The Art Deco-style building is capable of seating 900 people and also features a balcony. The famed Coliseum Café and Hotel—a favourite haunt of William Somerset Maugham during his stay in British Malaya—are located behind the theatre, just down the road. The café closed in 2021 after 100 years in business, due to the COVID-19 pandemic. The oldest and continuously running cinema hall in the country (save for a break during the Japanese occupation during World War II), most of the movies premiering in the building are Indian movies. After Chua Cheng Bok's demise in 1940, his estate continued to administer the Coliseum until its acquisition in 1973 by a company bought by his nephew Dr Chua Boon Teck and his wife Mdm Khor Joo Saik.

In 2006, the Malaysian government proposed to close the theatre and turn it into a cultural heritage centre, but relented when there was a public outcry to the scheme. The government later decided not to close the cinema. Instead, they planned to build a car park nearby.

In that year, Dr Chua Seong Siew, elder son of the late owners Dr Chua Boon Teck and Mdm Khor Joo Saik, successfully appealed for the cinema theatre to remain open, and so it continues to operate to this day.

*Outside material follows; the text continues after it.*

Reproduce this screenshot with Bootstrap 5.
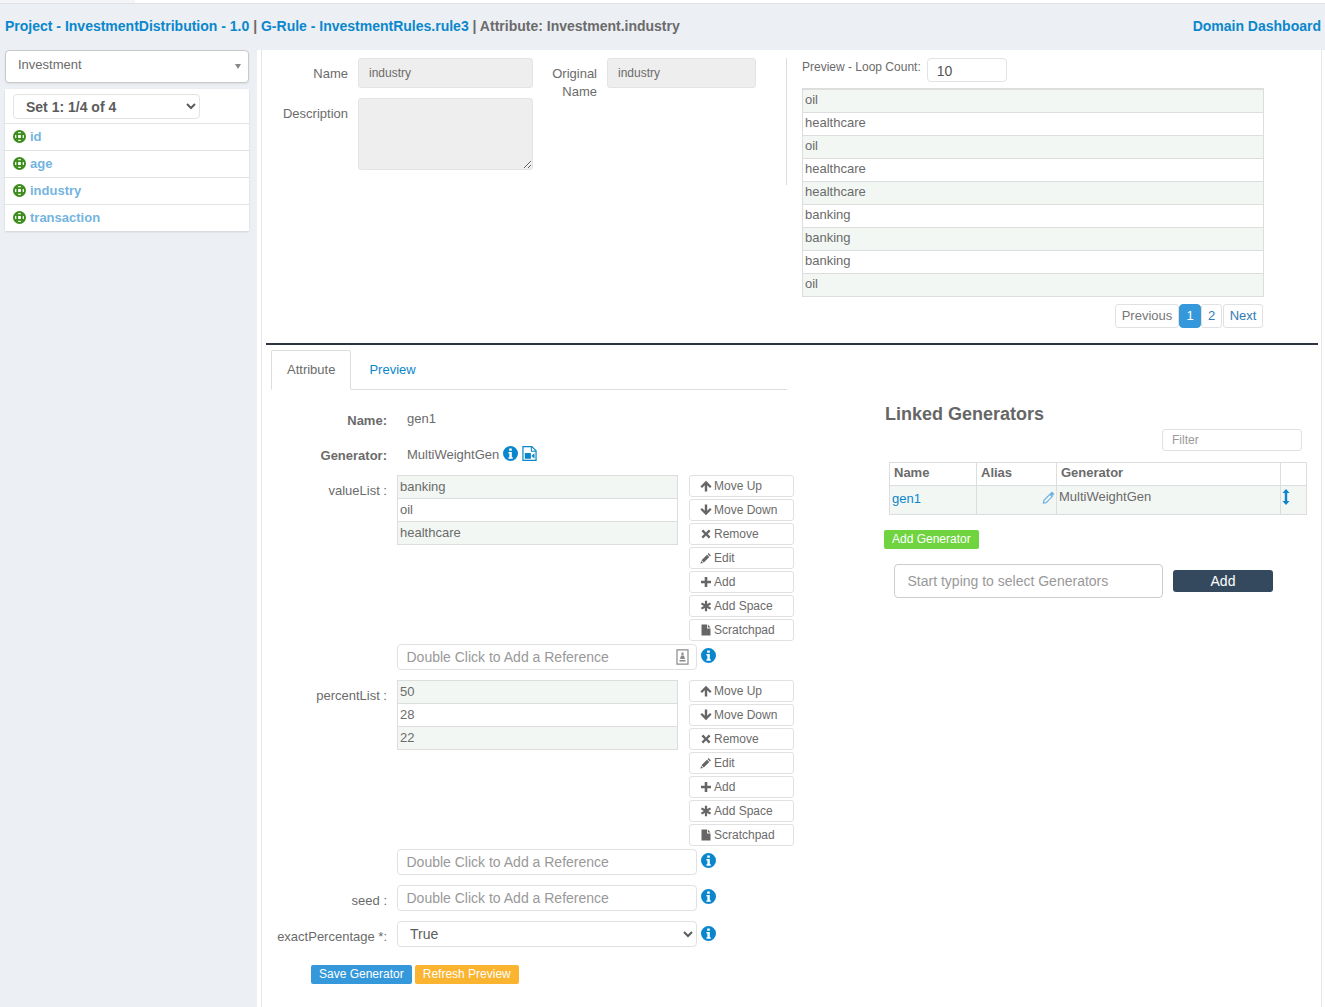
<!DOCTYPE html>
<html lang="en">
<head>
<meta charset="utf-8">
<title>G-Rule</title>
<link rel="stylesheet" href="https://cdn.jsdelivr.net/npm/bootstrap@5.3.0/dist/css/bootstrap.min.css">
<style>
html,body{height:1007px;overflow:hidden}
body{background:#eceff4;font-family:"Liberation Sans",Arial,sans-serif;font-size:13px;color:#6b6b6b;display:flex;flex-direction:column}
a{color:#0a87cc;text-decoration:none}
.strip{height:4px;background:#fff;border-bottom:1px solid #dfe1e4;flex:none}
.strip-tab{width:135px;height:3px;background:#f3f5f8}
.head{height:46px;flex:none;padding:0 4px 2px 5px;font-size:14px;font-weight:700;color:#6b6b6b}
.shell{flex:1;min-height:0}
.side{width:257px;flex:none;padding-left:5px}
.pick{width:244px;height:33px;background:#fff;border:1px solid #c9c9c9;border-radius:4px;padding:0 12px 3px;font-size:13px;box-shadow:0 1px 2px rgba(0,0,0,.08)}
.caret{width:0;height:0;border-left:3px solid transparent;border-right:3px solid transparent;border-top:5px solid #888;margin:3px -5px 0 0}
.attrs{width:244px;margin-top:6px;background:#fff;box-shadow:0 1px 2px rgba(0,0,0,.12)}
.attrs .sel-wrap{height:34px;padding:5px 8px}
.attrs select{width:187px;height:25px;font-size:14px;font-weight:700;color:#5c5c5c;padding:0 0 0 8px;border:1px solid #e3e3e3;border-radius:4px;appearance:auto;background-image:none}
.attr{height:27px;border-top:1px solid #e2e2e2;padding-left:8px;font-weight:700;font-size:13px;gap:4px}
.attr a{color:#74b4e0}
.attr svg{color:#3c8c1c;width:13px;height:13px;margin-top:-2px}
.main{flex:1;background:#fff;padding:0 3px 0 4px;min-width:0}
.inner{height:100%;border-left:1px solid #e7e7e7;border-right:1px solid #e7e7e7}
.top{height:293px;padding-top:8px}
.meta{width:525px;height:127px;border-right:1px solid #ddd;display:grid;grid-template-columns:86px 175px 54px 149px;column-gap:10px;row-gap:10px;grid-template-rows:30px 72px;align-content:start}
.lab{text-align:right;padding-top:7px;line-height:18px}
.ro{background:#eee;border:1px solid #e3e3e3;border-radius:3px;padding:0 10px;font-size:12px;color:#6b6b6b;height:30px;line-height:28px;width:100%}
textarea.ro{height:72px;display:block}
.prev{padding-left:15px;width:477px}
.prev-lab{font-size:12px;gap:6px;height:30px;align-items:flex-start}
.count{width:80px;height:24px;padding:2px 9px 0;font-size:14px;border:1px solid #e3e3e3;border-radius:4px;color:#555}
.dat{width:100%;margin:0;border-collapse:collapse;font-size:13px;color:#6b6b6b;background:#fff}
.dat td{height:23px;padding:0 2px 1px;border:1px solid #ddd;line-height:20px}
.dat tr:nth-child(odd) td{background:#f2f7f4}
.dat tr:first-child td{border-top-width:2px}
.pg{margin:7px 1px 0 0;justify-content:flex-end;--bs-pagination-font-size:13px}
.pg .page-item .page-link{padding:0;height:24px;line-height:22px;border:1px solid #e1e1e1;border-radius:3px;color:#337ab7;margin-left:0;text-align:center}
.pg .disabled .page-link{width:64px}
.pg .page-item.disabled .page-link{color:#777;background:#fff}
.pg .page-item.active .page-link{background:#3498db;border-color:#3498db;color:#fff;border-radius:4px;width:22px}
.pg .page-item.pg-two .page-link{width:21px}
.pg .page-item.pg-next .page-link{margin-left:1px;width:40px}
.rule{height:2px;background:#2b3440;margin:0 3px 0 4px;border:0;opacity:1}
.low{min-height:0}
.left{width:622px;flex:none}
.tabs{margin:5px 0 0 9px;width:516px;border-bottom:1px solid #ddd;height:40px;flex-wrap:nowrap}
.tabs .nav-link{height:40px;padding:0 15px;line-height:38px;font-size:13px;border-radius:2px 2px 0 0}
.tabs .nav-link.active{color:#6b6b6b;border-color:#ddd #ddd #fff}
.tabs .nav-link:not(.active){color:#0a87cc;margin-left:2px}
.frow{display:flex;gap:10px}
.flab{width:125px;flex:none;text-align:right}
.flab.bold{font-weight:700}
.val{padding-left:10px}
.name-row{height:35px;padding-top:21px}
.name-val{margin-top:-2px}
.gen-row{height:50px;padding-top:22px;align-items:flex-start}
.gen-lab{margin-top:-1px}
.gen-val{margin-top:-2px}
.gen-val .inf{margin-top:-2px}
.gen-val .file-ic{height:17px;margin:-3px 0 0 0}
.lab-pad{padding-top:6px}
.lst{width:281px;border-collapse:collapse;font-size:13px}
.lst td{height:23px;padding:0 2px 1px;border:1px solid #ddd;line-height:20px}
.lst tr:nth-child(odd) td{background:#f2f7f4}
.list-btns{width:105px;margin-left:1px;gap:2px}
.mv{height:22px;width:105px;padding:0 0 1px 10px;font-size:12px;line-height:20px;color:#6b6b6b;border:1px solid #e1e1e1;border-radius:3px;background:#fff;text-align:left;display:flex;align-items:center;gap:2px}
.mv svg{width:12px;height:12px;color:#666;flex:none}
.mt3{margin-top:3px}
.mt10{margin-top:10px}
.ref-wrap{width:300px}
.ref{height:26px;width:300px;padding:0 8.500px;font-size:14px;border:1px solid #e1e1e1;border-radius:4px}
.ref::placeholder,.typ::placeholder{color:#999;opacity:1}
.inf{width:15px;height:15px;color:#0a87cc;flex:none}
.inf.side-inf{margin:4px 0 0 -6px}
.inf.side-inf.low-inf{margin-top:5px}
.card-ic{position:absolute;right:8px;top:5px;width:13px;height:16px;color:#8a8a8a}
.sel{width:300px;height:26px;padding:0 0 0 8px;font-size:14px;color:#5c5c5c;border:1px solid #e1e1e1;border-radius:4px;appearance:auto;background-image:none}
.act{margin:18px 0 0 49px;gap:3px}
.tb{height:19px;padding:0 7px;line-height:17px;font-size:12px;border-radius:2px;color:#fff;border:1px solid transparent}
.b-blue{background:#3498db}.b-or{background:#fbb430}.b-gr{background:#6fd43f}
.right{width:433px;padding-top:45px}
.rt-title{font-size:18px;font-weight:700;color:#666;margin:0;line-height:20px;padding:14px 0 0 1px}
.filter{width:140px;height:22px;font-size:12px;padding:0 9px;border:1px solid #e1e1e1;border-radius:3px;margin:5px 0 0 278px;display:block}
.filter::placeholder{color:#999;opacity:1}
.gt{width:418px;margin:11px 0 0 5px;border-collapse:collapse;table-layout:fixed;font-size:13px}
.gt th,.gt td{border:1px solid #ddd;padding:0 0 0 4px}
.gt th{height:23px;font-weight:700;padding-bottom:2px}
.gt td{height:29px;background:#f2f7f4;vertical-align:top;padding-top:1px}
.gt .nm{vertical-align:middle;padding:0 0 2px 2px}
.gt .gn{padding-left:2px}
.gt .ar{padding:2px 0 0 1px}
.gt .al{position:relative}
.pen{position:absolute;right:1px;top:5px;width:13px;height:13px;color:#6eb2e2}
.ud{width:8px;height:16px;color:#0a87cc;display:block;margin-top:1px}
.col-a{width:87px}.col-b{width:80px}.col-c{width:224px}.col-d{width:26px}
.mt-gr{margin-top:15px}
.typ-row{margin:15px 0 0 10px}
.typ{width:269px;height:34px;font-size:14px;padding:0 12.500px;border:1px solid #ccc;border-radius:4px}
.addb{width:100px;height:22px;background:#34495e;color:#fff;font-size:14px;line-height:20px;padding:0;border:0;border-radius:3px;margin-left:10px}
</style>
</head>
<body>
<svg width="0" height="0" class="position-absolute">
<defs>
<symbol id="i-info" viewBox="0 0 16 16"><path fill="currentColor" fill-rule="evenodd" d="M8 0a8 8 0 1 0 0 16A8 8 0 0 0 8 0zM6.600 2.600h2.800v2.500H6.600zM5.800 6.300h3.600v5.600h1v1.600H5.800v-1.600h1V7.900h-1z"/></symbol>
<symbol id="i-ring" viewBox="0 0 16 16"><g fill="none" stroke="currentColor"><circle cx="8" cy="8" r="6.800" stroke-width="2.400"/><path stroke-width="2.200" d="M2.500 5.200h11M2.500 10.800h11M5.200 2.500v11M10.800 2.500v11"/></g></symbol>
<symbol id="i-filevid" viewBox="0 0 16 16"><path fill="none" stroke="currentColor" stroke-width="1.300" d="M1 .7h9.500L15 5v10.300H1z"/><path fill="none" stroke="currentColor" stroke-width="1.100" d="M10 1v4.500h5"/><path fill="currentColor" d="M3 7.500h6.500v6H3zM10.300 10l3-2.300v5.600l-3-2.300z"/></symbol>
<symbol id="i-up" viewBox="0 0 12 12"><path fill="currentColor" d="M6 .8 11.600 6.400 10 8 7.200 5.200V11.400H4.800V5.200L2 8 .4 6.400z"/></symbol>
<symbol id="i-down" viewBox="0 0 12 12"><path fill="currentColor" d="M6 11.200.4 5.600 2 4 4.800 6.800V.6h2.400v6.200L10 4l1.600 1.600z"/></symbol>
<symbol id="i-x" viewBox="0 0 12 12"><path fill="currentColor" d="M3.200 1.600 6 4.400l2.800-2.800 1.700 1.700L7.700 6l2.800 2.700-1.700 1.700L6 7.600 3.200 10.400 1.500 8.700 4.300 6 1.500 3.300z"/></symbol>
<symbol id="i-pen" viewBox="0 0 12 12"><path fill="currentColor" d="M8.600 1.100 10.900 3.400 9.900 4.400 7.600 2.100zM7 2.700 9.300 5 3.800 10.500 1.500 8.200zM1.100 8.900 3.100 10.900.4 11.600z"/></symbol>
<symbol id="i-plus" viewBox="0 0 12 12"><path fill="currentColor" d="M4.700 1h2.600v3.700H11v2.600H7.300V11H4.700V7.300H1V4.700h3.700z"/></symbol>
<symbol id="i-ast" viewBox="0 0 12 12"><path fill="currentColor" d="M4.900.8h2.200v3.300l2.900-1.700 1.100 1.900L8.200 6l2.900 1.700L10 9.600 7.100 7.900v3.300H4.900V7.900L2 9.600.9 7.700 3.800 6 .9 4.300 2 2.400l2.900 1.700z"/></symbol>
<symbol id="i-file" viewBox="0 0 12 12"><path fill="currentColor" d="M1.500.5h5.500v4h3.500v7h-9zM7.800.5l2.700 3H7.800z"/></symbol>
<symbol id="i-card" viewBox="0 0 13 16"><path fill="none" stroke="currentColor" stroke-width="1.200" d="M1 .8h11v14.400H1z"/><path fill="currentColor" d="M5.500 3.500h2v2.500h-2zM5 6.500h3l1 3.500H4zM3.500 11h6v1.600h-6z"/></symbol>
<symbol id="i-pencil2" viewBox="0 0 14 14"><path fill="none" stroke="currentColor" stroke-width="1.300" d="M8.500 3.500l2.500 2.500-6.500 6.500-3 .5.500-3z"/><path fill="currentColor" d="M10.700.6l2.700 2.700-2.200 2.200-2.700-2.700z"/></symbol>
<symbol id="i-ud" viewBox="0 0 8 16"><path fill="currentColor" d="M4 0 7.500 4H5.200v8h2.300L4 16 .5 12h2.300V4H.5z"/></symbol>
</defs>
</svg>

<div class="strip"><div class="strip-tab"></div></div>
<div class="head d-flex justify-content-between align-items-center">
  <div><a href="#">Project - InvestmentDistribution - 1.0</a> | <a href="#">G-Rule - InvestmentRules.rule3</a> | Attribute: Investment.industry</div>
  <a href="#">Domain Dashboard</a>
</div>
<div class="shell d-flex">
  <aside class="side">
    <div class="pick d-flex align-items-center justify-content-between"><span>Investment</span><span class="caret"></span></div>
    <div class="attrs">
      <div class="sel-wrap"><select class="form-select"><option>Set 1: 1/4 of 4</option></select></div>
      <div class="attr d-flex align-items-center"><svg><use href="#i-ring"/></svg><a href="#">id</a></div>
      <div class="attr d-flex align-items-center"><svg><use href="#i-ring"/></svg><a href="#">age</a></div>
      <div class="attr d-flex align-items-center"><svg><use href="#i-ring"/></svg><a href="#">industry</a></div>
      <div class="attr d-flex align-items-center"><svg><use href="#i-ring"/></svg><a href="#">transaction</a></div>
    </div>
  </aside>
  <main class="main">
    <div class="inner d-flex flex-column">
      <section class="top d-flex">
        <div class="meta">
          <label class="lab">Name</label><input class="ro" value="industry" readonly>
          <label class="lab">Original Name</label><input class="ro" value="industry" readonly>
          <label class="lab">Description</label><textarea class="ro" readonly></textarea>
        </div>
        <div class="prev">
          <div class="prev-lab d-flex"><span>Preview - Loop Count:</span><input class="count" value="10"></div>
          <table class="dat"><tbody>
            <tr><td>oil</td></tr><tr><td>healthcare</td></tr><tr><td>oil</td></tr><tr><td>healthcare</td></tr><tr><td>healthcare</td></tr><tr><td>banking</td></tr><tr><td>banking</td></tr><tr><td>banking</td></tr><tr><td>oil</td></tr>
          </tbody></table>
          <ul class="pagination pg">
            <li class="page-item disabled"><a class="page-link" href="#">Previous</a></li>
            <li class="page-item active"><a class="page-link" href="#">1</a></li>
            <li class="page-item pg-two"><a class="page-link" href="#">2</a></li>
            <li class="page-item pg-next"><a class="page-link" href="#">Next</a></li>
          </ul>
        </div>
      </section>
      <hr class="rule">
      <section class="low d-flex">
        <div class="left">
          <ul class="nav nav-tabs tabs">
            <li class="nav-item"><a class="nav-link active" href="#">Attribute</a></li>
            <li class="nav-item"><a class="nav-link" href="#">Preview</a></li>
          </ul>
          <div class="frow name-row"><div class="flab bold">Name:</div><div class="val name-val">gen1</div></div>
          <div class="frow gen-row"><div class="flab bold gen-lab">Generator:</div><div class="val gen-val d-flex align-items-center gap-1">MultiWeightGen <svg class="inf"><use href="#i-info"/></svg><svg class="inf file-ic"><use href="#i-filevid"/></svg></div></div>

          <div class="frow"><div class="flab lab-pad">valueList :</div>
            <table class="lst align-self-start"><tbody><tr><td>banking</td></tr><tr><td>oil</td></tr><tr><td>healthcare</td></tr></tbody></table>
            <div class="list-btns d-flex flex-column">
              <button class="btn mv"><svg><use href="#i-up"/></svg>Move Up</button>
              <button class="btn mv"><svg><use href="#i-down"/></svg>Move Down</button>
              <button class="btn mv"><svg><use href="#i-x"/></svg>Remove</button>
              <button class="btn mv"><svg><use href="#i-pen"/></svg>Edit</button>
              <button class="btn mv"><svg><use href="#i-plus"/></svg>Add</button>
              <button class="btn mv"><svg><use href="#i-ast"/></svg>Add Space</button>
              <button class="btn mv"><svg><use href="#i-file"/></svg>Scratchpad</button>
            </div>
          </div>
          <div class="frow mt3"><div class="flab"></div><div class="ref-wrap position-relative"><input class="form-control ref" placeholder="Double Click to Add a Reference"><svg class="card-ic"><use href="#i-card"/></svg></div><svg class="inf side-inf"><use href="#i-info"/></svg></div>

          <div class="frow mt10"><div class="flab lab-pad">percentList :</div>
            <table class="lst align-self-start"><tbody><tr><td>50</td></tr><tr><td>28</td></tr><tr><td>22</td></tr></tbody></table>
            <div class="list-btns d-flex flex-column">
              <button class="btn mv"><svg><use href="#i-up"/></svg>Move Up</button>
              <button class="btn mv"><svg><use href="#i-down"/></svg>Move Down</button>
              <button class="btn mv"><svg><use href="#i-x"/></svg>Remove</button>
              <button class="btn mv"><svg><use href="#i-pen"/></svg>Edit</button>
              <button class="btn mv"><svg><use href="#i-plus"/></svg>Add</button>
              <button class="btn mv"><svg><use href="#i-ast"/></svg>Add Space</button>
              <button class="btn mv"><svg><use href="#i-file"/></svg>Scratchpad</button>
            </div>
          </div>
          <div class="frow mt3"><div class="flab"></div><div class="ref-wrap"><input class="form-control ref" placeholder="Double Click to Add a Reference"></div><svg class="inf side-inf"><use href="#i-info"/></svg></div>
          <div class="frow mt10"><div class="flab lab-pad">seed :</div><div class="ref-wrap"><input class="form-control ref" placeholder="Double Click to Add a Reference"></div><svg class="inf side-inf"><use href="#i-info"/></svg></div>
          <div class="frow mt10"><div class="flab lab-pad">exactPercentage *:</div><div class="ref-wrap"><select class="form-select sel"><option>True</option></select></div><svg class="inf side-inf low-inf"><use href="#i-info"/></svg></div>
          <div class="act d-flex"><button class="btn tb b-blue">Save Generator</button><button class="btn tb b-or">Refresh Preview</button></div>
        </div>
        <div class="right">
          <h5 class="rt-title">Linked Generators</h5>
          <input class="form-control filter" placeholder="Filter">
          <table class="gt">
            <colgroup><col class="col-a"><col class="col-b"><col class="col-c"><col class="col-d"></colgroup>
            <thead><tr><th>Name</th><th>Alias</th><th>Generator</th><th></th></tr></thead>
            <tbody><tr><td class="nm"><a href="#">gen1</a></td><td class="al"><svg class="pen"><use href="#i-pencil2"/></svg></td><td class="gn">MultiWeightGen</td><td class="ar"><svg class="ud"><use href="#i-ud"/></svg></td></tr></tbody>
          </table>
          <button class="btn tb b-gr d-block mt-gr">Add Generator</button>
          <div class="d-flex align-items-center typ-row"><input class="form-control typ" placeholder="Start typing to select Generators"><button class="btn addb">Add</button></div>
        </div>
      </section>
    </div>
  </main>
</div>
</body>
</html>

In 2012, the cinema was owned by Lotus Five Star Cinema (M) Sdn. Bhd. and was transformed into a 2-screen Cineplex which consist of a total 474 seats. The Coliseum Theatre was rebranded as LFS Coliseum Cineplex and was officially opened to the public in November 2012. It has a thriving business showing mostly Bollywood and Tamil/Hindi movies.

==Transportation==
The theatre is accessible within walking distance south east of Bandaraya LRT Station and Bank Negara KTM station.